Cartier Rotonde Central Chronograph
In 2009, Cartier released the Rotonde Central Chronograph. This was a ground-breaking watch for Cartier and includes the maison’s most advanced movement. This innovative watch layers the hour and minute hands below a disk for reading elapsed chronograph minutes and the seconds hand. The brilliantly simple design—with only the tips of the hour and minutes hand visible beneath the chronograph disk—means the chronograph is never obscured.
Cartier Rotonde Central Chronograph
The Rotonde Astrotourbillon was debuted in 2010 to great fanfare for its mind-bending tourbillon. While traditional tourbillon movements rotate around its own axis, the tourbillon of the Cartier Rotonde Astrotourbillon beautifully travels around the entire movement once every minute. The result is a mesmerizing watch that became one of the brand’s marquee pieces that year.

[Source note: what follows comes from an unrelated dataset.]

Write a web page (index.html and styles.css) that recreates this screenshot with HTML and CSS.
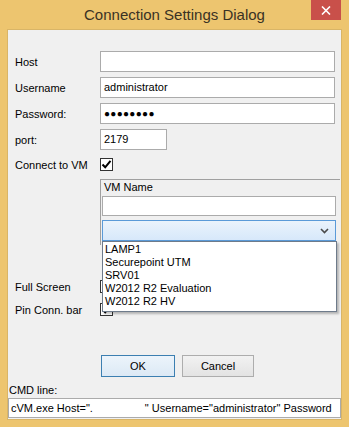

Cartier Rotonde Astrotourbillon
And in 2011, Cartier introduced the Rotonde Astrorégulateur. Described as a “gravity-defying” watch, the Rotonde Astrorégulateur de Cartier is outfitted with a 9800 MC calibre which counteracts the effects gravity has on a traditional watch’s accuracy. Cartier holds four patents for the Rotonde Astrorégulateur’s mechanism and this incredibly complex movement requires five times as many components as a traditional tourbillon.
Cartier Rotonde Astrorégulateur
Calibre de Cartier
To appeal to male shoppers, Cartier developed the Calibre de Cartier in 2010. The weighty Calibre de Cartier Chronograph is the very first (in the brand’s long history) in-house self-winding chronograph and established Cartier as a formidable luxury watch-maker.
Drive de Cartier
In 2016, the Drive de Cartier was released. Again, marketed primarily to men, the hefty Cartier Drive watch was inspired by a vintage automobile. It boasts an elegant rounded shape and includes Cartier’s signature design flourishes: the guilloche pattern on the dial, blue sword-shaped hands, and a sapphire cabochon crown.